Khajuraho Dance Festival (Khajuraho - Madhya Pradesh)
The thousand year old temples at Khajuraho, built by the Chandella kings, are majestic structures sculpted in stone. Only 22 of these temples remain today, to bear testimony to the craftsmanship of Chandella builders. Every year in March, these splendid temples come alive during the week-long festival of classical dances.
Shivratri (All over India)
All over the country, Shivratri is observed as the night, when Lord Shiva danced the "Tandav" - his cosmic dance. Fasts and prayers mark the day and devotees throng the temples. The major Shaivite temples at Varanasi, Kalahasti (Andhra Pradesh) and Chidambaram (Tamil Nadu) are noted for their special celebrations.
Gangaur is one of the most important festivals in Rajasthan. In some form or the other, it is celebrated all over Rajasthan. “Gan” is a synonym for Lord Shiva & “Gauri” or “Gaur” stands for Goddess Parvati, the heavenly consort of Lord Shiva. Gangaur celebrates the union of the two and is a symbol of conjugal & marital happiness. Gangaur is celebrated in the month of Chaitra (March-April), the first month of the Hindu calendar. This month marks the end of winter & the onset of spring. This festival is celebrated especially by women, who worship clay idols of “Gan” & “Gauri” in their houses. These idols are worshipped by unmarried girls who seek the blessings of Gan & Gauri for a good husband, while the married women pray for the good health and long life of their husbands. This worship which starts from the first day of the chaitra month culminates on the 18th day into Gangaur festival with a great religious fervor. On the eve of Gangaur festival, women decorate their palms and fingers with henna. The idols of Gan and Gauri are immersed in a pond or in a nearby lake on the last day of the festival. A traditional procession of Gangaur commences form the Zanani-Deodhi of the City Palace, passing through Tripolia Bazaar, Chhoti Chaupar, Gangauri Bazaar, Chaugan stadium and finally converges near the Talkatora. The procession is headed by a colorful pageantry of old palanquins, chariots, bullock carts and performing folk artists.
Janmashtami (All over India)
The birth of Lord Krishna is celebrated with great fervour all over the country. In Mathura and Brindavan - where Lord Krishna sp-spent his childhood and youth, the Janmashtami celebrations are quite elaborate. The Krishna Leela - stories of his eventful youth are enacted. In Maharashtra, earthen pots of curd and butter are hung high up over the streets. Young men enacting an episode from Krishna's childhood form human pyramids by climbing on each others' shoulders and try to break these pots.

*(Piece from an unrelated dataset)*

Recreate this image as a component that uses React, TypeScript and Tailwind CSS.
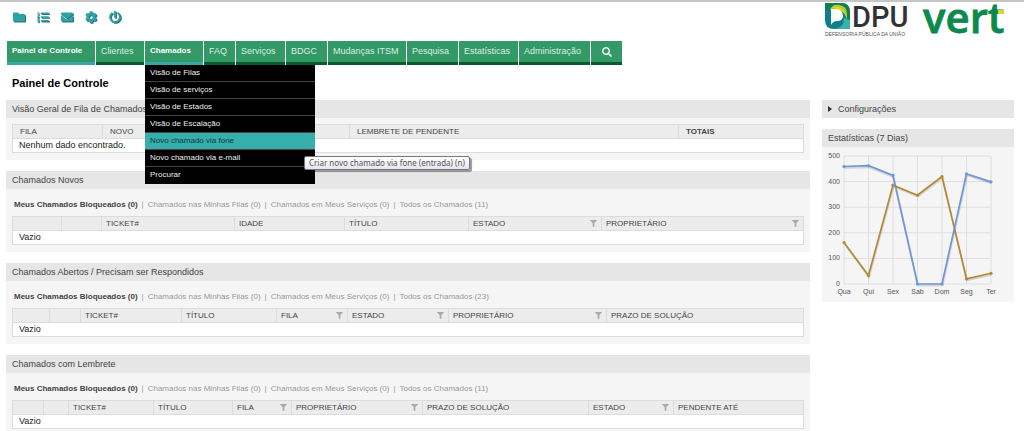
import React from "react";
import { FaFolder, FaListOl, FaEnvelope, FaCog, FaPowerOff, FaSearch, FaFilter } from "react-icons/fa";

const tools = [
  { label: "Chamados bloqueados", Icon: FaFolder },
  { label: "Filas", Icon: FaListOl },
  { label: "Mensagens", Icon: FaEnvelope },
  { label: "Preferências", Icon: FaCog },
  { label: "Sair", Icon: FaPowerOff },
];

const chamadosMenu = [
  "Visão de Filas",
  "Visão de serviços",
  "Visão de Estados",
  "Visão de Escalação",
  "Novo chamado via fone",
  "Novo chamado via e-mail",
  "Procurar",
];

const navItems = [
  { label: "Painel de Controle", width: "w-[88px]", active: true },
  { label: "Clientes", width: "w-[48px]" },
  { label: "Chamados", width: "w-[58px]", active: true, menu: chamadosMenu },
  { label: "FAQ", width: "w-[31px]" },
  { label: "Serviços", width: "w-[49px]" },
  { label: "BDGC", width: "w-[41px]" },
  { label: "Mudanças ITSM", width: "w-[78px]" },
  { label: "Pesquisa", width: "w-[51px]" },
  { label: "Estatísticas", width: "w-[59px]" },
  { label: "Administração", width: "w-[71px]" },
];

type Column = { label: string; width: string; filter?: boolean; bold?: boolean };

function Logos() {
  return (
    <svg viewBox="0 0 184 36" className="h-9 w-[184px] shrink-0 overflow-visible" role="img" aria-label="DPU Vert">
      <path d="M1 1H17Q26 1 26 10V27H10Q1 27 1 18Z" fill="#0e7d8f" />
      <path d="M5 1H17Q26 1 26 10V21Q22 20 21 13Q20 6 13 5Q6 5 1 9V1Z" fill="#10814a" />
      <path d="M6 8Q8 2 15 3Q23 4 23 12V18Q20 8 14 7Q9 6 6 8Z" fill="#a9cf38" />
      <path d="M8 6Q11 4 15 5Q20 7 21 12Q17 7 8 6Z" fill="#f2d21b" />
      <path d="M26 18V27H10Q20 26 20 17Q21 14 22 17Z" fill="#37b3a8" />
      <path d="M7 7H13Q19 8 19 14Q19 19 13 19Q9 19 7 23Z" fill="#fff" />
      <text x="28" y="25" fill="#303236" className="font-['Roboto',sans-serif] text-[29px] font-medium">DPU</text>
      <text x="1" y="34" fill="#555" className="font-['Liberation_Sans',sans-serif] text-[5px]">DEFENSORIA PÚBLICA DA UNIÃO</text>
      <text x="99" y="31" fill="#0c8a4d" stroke="#0c8a4d" strokeWidth="0.8" className="font-['Open_Sans',sans-serif] text-[42px] font-semibold">vert</text>
      <rect x="174" y="8" width="6" height="4" fill="#d9d72b" />
    </svg>
  );
}

function Section({ title, children }: { title: string; children: React.ReactNode }) {
  return (
    <section className="group bg-[#f5f5f5]">
      <h2 className="h-[18px] bg-[#e6e6e6] px-1.5 text-[9px] leading-[18px] text-[#444]">{title}</h2>
      <div className="px-1.5 pb-[7px] group-last:pb-0.5">{children}</div>
    </section>
  );
}

function Filters({ total }: { total: number }) {
  const others = ["Chamados nas Minhas Filas (0)", "Chamados em Meus Serviços (0)", `Todos os Chamados (${total})`];
  return (
    <div className="flex h-[27px] items-center gap-1 pt-1 pl-0.5 text-[8px] text-[#999]">
      <a href="#bloqueados" className="font-bold text-[#444]">Meus Chamados Bloqueados (0)</a>
      {others.map((label) => (
        <React.Fragment key={label}>
          <span>|</span>
          <a href="#filtro">{label}</a>
        </React.Fragment>
      ))}
    </div>
  );
}

function DataTable({ columns, empty, pad = "pl-1" }: { columns: Column[]; empty: string; pad?: string }) {
  return (
    <table className="w-full table-fixed border-collapse border border-[#dcdcdc] text-left">
      <thead>
        <tr className="h-3.5 bg-[#ececec]">
          {columns.map((c, i) => (
            <th key={i} scope="col" className={`${c.width} ${pad} border border-[#dcdcdc] py-0 pr-1 text-[8px] leading-[13px] text-[#444] ${c.bold ? "font-bold" : "font-normal"}`}>
              <span className="flex items-center justify-between whitespace-nowrap">
                {c.label}
                {c.filter && <FaFilter className="size-[7px] text-[#aaa]" />}
              </span>
            </th>
          ))}
        </tr>
      </thead>
      <tbody>
        <tr className="h-3.5 bg-white">
          <td colSpan={columns.length} className="py-0 pl-1.5 text-[9px] leading-[13px] text-[#222]">{empty}</td>
        </tr>
      </tbody>
    </table>
  );
}

const queueColumns: Column[] = [
  { label: "FILA", width: "w-[90px]" },
  { label: "NOVO", width: "w-[247px]" },
  { label: "LEMBRETE DE PENDENTE", width: "w-[329px]" },
  { label: "TOTAIS", width: "", bold: true },
];
const newColumns: Column[] = [
  { label: "", width: "w-[49px]" },
  { label: "", width: "w-[40px]" },
  { label: "TICKET#", width: "w-[133px]" },
  { label: "IDADE", width: "w-[110px]" },
  { label: "TÍTULO", width: "w-[124px]" },
  { label: "ESTADO", width: "w-[133px]", filter: true },
  { label: "PROPRIETÁRIO", width: "", filter: true },
];
const openColumns: Column[] = [
  { label: "", width: "w-[37px]" },
  { label: "", width: "w-[31px]" },
  { label: "TICKET#", width: "w-[101px]" },
  { label: "TÍTULO", width: "w-[95px]" },
  { label: "FILA", width: "w-[71px]", filter: true },
  { label: "ESTADO", width: "w-[101px]", filter: true },
  { label: "PROPRIETÁRIO", width: "w-[158px]", filter: true },
  { label: "PRAZO DE SOLUÇÃO", width: "" },
];
const reminderColumns: Column[] = [
  { label: "", width: "w-[31px]" },
  { label: "", width: "w-[25px]" },
  { label: "TICKET#", width: "w-[85px]" },
  { label: "TÍTULO", width: "w-[79px]" },
  { label: "FILA", width: "w-[59px]", filter: true },
  { label: "PROPRIETÁRIO", width: "w-[131px]", filter: true },
  { label: "PRAZO DE SOLUÇÃO", width: "w-[166px]" },
  { label: "ESTADO", width: "w-[85px]", filter: true },
  { label: "PENDENTE ATÉ", width: "" },
];

const days = ["Qua", "Qui", "Sex", "Sab", "Dom", "Seg", "Ter"];
const series = [
  { color: "#b58a35", values: [162, 33, 386, 347, 420, 20, 42] },
  { color: "#6f97d8", values: [459, 462, 424, 0, 0, 430, 399] },
];
const px = (i: number) => 22 + i * 24.5;
const py = (v: number) => 137 - v * 0.256;

function Chart() {
  return (
    <svg viewBox="0 0 192 155" className="block w-full" role="img" aria-label="Estatísticas (7 Dias)">
      {[0, 100, 200, 300, 400, 500].map((v) => (
        <g key={v}>
          <line x1={22} x2={169} y1={py(v)} y2={py(v)} stroke="#dedede" />
          <text x="18" y={py(v) + 2} textAnchor="end" fill="#555" className="text-[7px]">{v}</text>
        </g>
      ))}
      {days.map((d, i) => (
        <g key={d}>
          <line x1={px(i)} x2={px(i)} y1={9} y2={137} stroke="#dedede" />
          <text x={px(i)} y="147" textAnchor="middle" fill="#555" className="text-[7px]">{d}</text>
        </g>
      ))}
      {series.map((s) => (
        <g key={s.color}>
          <polyline points={s.values.map((v, i) => `${px(i) + 0.5},${py(v) + 1.5}`).join(" ")} fill="none" stroke="#000" strokeOpacity="0.12" strokeWidth="2" />
          <polyline points={s.values.map((v, i) => `${px(i)},${py(v)}`).join(" ")} fill="none" stroke={s.color} strokeWidth="1.7" />
          {s.values.map((v, i) => (
            <circle key={i} cx={px(i)} cy={py(v)} r="1.6" fill={s.color} />
          ))}
        </g>
      ))}
    </svg>
  );
}

export default function App() {
  return (
    <div className="border-t-2 border-[#c6c6c6] bg-white font-['Liberation_Sans',Arial,sans-serif]">
      <header className="flex h-[39px] items-start justify-between pr-4 pl-[13px]">
        <div className="flex gap-3 pt-[9px]">
          {tools.map(({ label, Icon }) => (
            <button key={label} type="button" aria-label={label} className="text-[#2fa3a3] drop-shadow-[1px_1px_0_#2a6d74]">
              <Icon className="size-3" />
            </button>
          ))}
        </div>
        <Logos />
      </header>

      <nav className="flex gap-px pl-[7px] text-[9px]">
        {navItems.map((item) => (
          <div key={item.label} className="relative">
            <a
              href="#menu"
              className={`block h-6 ${item.width} border-b-[3px] pl-[5px] leading-5 whitespace-nowrap ${
                item.active ? "border-[#35a9a8] bg-[#339966] text-[8px] font-bold text-white" : "border-[#0b5a2c] bg-[#339966] text-[#d9f0e2]"
              }`}
            >
              {item.label}
            </a>
            {item.menu && (
              <ul className="absolute top-6 left-0 z-10 w-[170px] bg-black text-[8px]">
                {item.menu.map((entry) => {
                  const current = entry === "Novo chamado via fone";
                  return (
                    <li key={entry} className="relative border-b border-[#444] last:border-black">
                      <a href="#item" className={`block h-4 pl-[5px] leading-4 ${current ? "bg-[#35aeac] text-[#0d3b3b]" : "text-[#eee]"}`}>
                        {entry}
                      </a>
                      {current && (
                        <span role="tooltip" className="absolute top-[23px] left-[159px] z-20 rounded-xs border border-[#777] bg-linear-to-b from-white to-[#e6e6f0] px-1 font-['Noto_Sans',sans-serif] text-[8px] leading-3 whitespace-nowrap text-[#555] shadow-[2px_2px_1px_rgba(0,0,0,0.4)]">
                          Criar novo chamado via fone (entrada) (n)
                        </span>
                      )}
                    </li>
                  );
                })}
              </ul>
            )}
          </div>
        ))}
        <button type="button" aria-label="Procurar" className="flex h-6 w-[31px] items-center justify-center border-b-[3px] border-[#0b5a2c] bg-[#339966] text-[#e6f5ec]">
          <FaSearch className="size-2.5" />
        </button>
      </nav>

      <h1 className="pt-[13px] pb-[11px] pl-3 text-[11px] leading-[11px] font-bold text-black">Painel de Controle</h1>

      <main className="flex items-start gap-3 pr-2.5 pl-1.5">
        <div className="flex min-w-0 flex-1 flex-col gap-[11px]">
          <Section title="Visão Geral de Fila de Chamados">
            <div className="pt-1.5">
              <DataTable columns={queueColumns} empty="Nenhum dado encontrado." pad="pl-[7px]" />
            </div>
          </Section>
          <Section title="Chamados Novos">
            <Filters total={11} />
            <DataTable columns={newColumns} empty="Vazio" />
          </Section>
          <Section title="Chamados Abertos / Precisam ser Respondidos">
            <Filters total={23} />
            <DataTable columns={openColumns} empty="Vazio" />
          </Section>
          <Section title="Chamados com Lembrete">
            <Filters total={11} />
            <DataTable columns={reminderColumns} empty="Vazio" />
          </Section>
        </div>

        <aside className="flex w-48 shrink-0 flex-col gap-[11px] text-[9px] leading-[18px] text-[#444]">
          <button type="button" className="flex h-[18px] items-center gap-1.5 bg-[#e6e6e6] pl-1.5 text-left">
            <svg viewBox="0 0 4 6" className="h-1.5 w-1"><path d="M0 0L4 3L0 6Z" fill="#333" /></svg>
            Configurações
          </button>
          <section className="bg-[#f5f5f5]">
            <h2 className="h-[18px] bg-[#e6e6e6] pl-1.5">Estatísticas (7 Dias)</h2>
            <Chart />
          </section>
        </aside>
      </main>
    </div>
  );
}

Elephant Festival (Jaipur-Rajasthan)
A festival where elephants are the centre of attraction. The festival begins with a procession of elephants, camels and horses, followed by lively folk dancers. Elephant races, elephant-polo matches and a most interesting tug of war between elephants and men, are all part of this spectacular event.

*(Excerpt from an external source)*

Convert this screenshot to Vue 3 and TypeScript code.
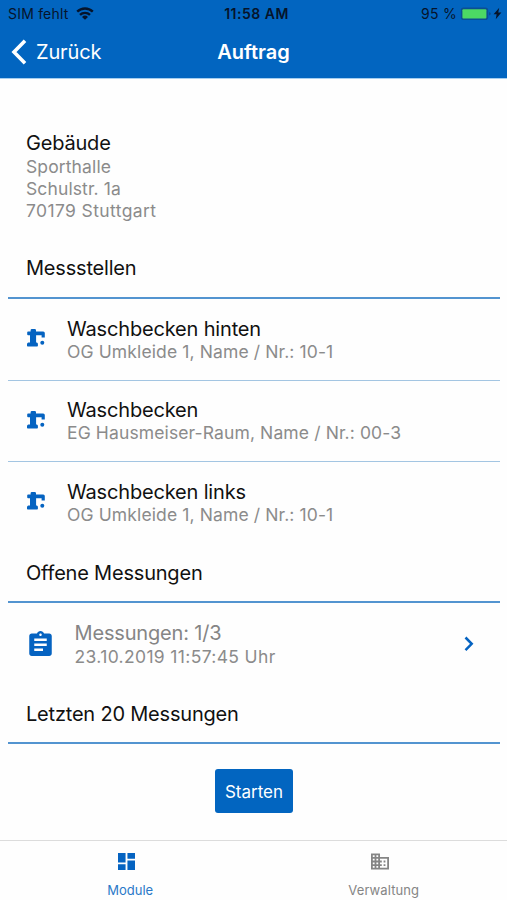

Kerala's most important festival is celebrated in the honour of the ancient asura king Mahabali. the occasion also heralds the harvest season. The decorating of houses with carpets of flowers, a sumptuous lunch and songs in praise of the golden reign of Mahabali, mark the ten day long festivities. A major attraction of the Onam celebrations are the famed snake boat races along the backwaters at Champakulam, Aranmula and Kottayam.
Hampi Festival (Hampi - Karnataka)
The magnificent ruined city of Hampi, once the capital of the Vijayanagar Empire, comes alive once again during this lively festival of dance and music, held in the first week of November. Designed as the chariot of the Sun God, drawn by seven exquisitely carved horses, stands in solitary splendour on the beach at Konark. This is the venue of a joyous festival of classical dance and music which is held annually. A host of celebrated dancers from all over the country perform in the open air auditorium. The sound of ghungroo bells, flute and pakhauj fill the air and a marvelous crafts mela, with a variety of handicrafts and delectable cuisine, adds to the festive mood.
Christmas (All over India)
Christmas is celebrated in India with great fervor. All the major Indian cities wear a festive look. Shops and bazaars are decorated for the occasion and offer attractive bargains. Carol singing, get-togethers and the exchanging of gifts enhance the Christmas spirit. Christmas parties launch off celebrations for the New Year, thus retaining the festive mood for at least a week.
UDAIPUR WORLD MUSIC FESTIVAL (Udaipur – Rajasthan)
The City of Lakes sings a different tune come February. Udaipur plays host to the fourth edition of the Udaipur World Music Festival. Organized by SEHER, this festival brings together global artists and ensembles from over 20 countries including Iran, Spain, Brazil, Senegal, France, Portugal, Italy and India, amongst other nations. The event is designed to cater to the music sensibilities of people across different ages and from all walks of life. An absolute once-in-a-lifetime experience, this one is a sheer treat for lovers of good music.
Taj Mahotsav (Agra-Uttar Pradesh)
A ten day event that starts on 18th February each year in Shilpgram, the Taj Mahotsav is a much awaited event. India's extensive arts, crafts and culture are on display. Folk music, shayari and classical dance performances along with elephant and camel rides, games and a food festival, all add to the excitement of the occasion.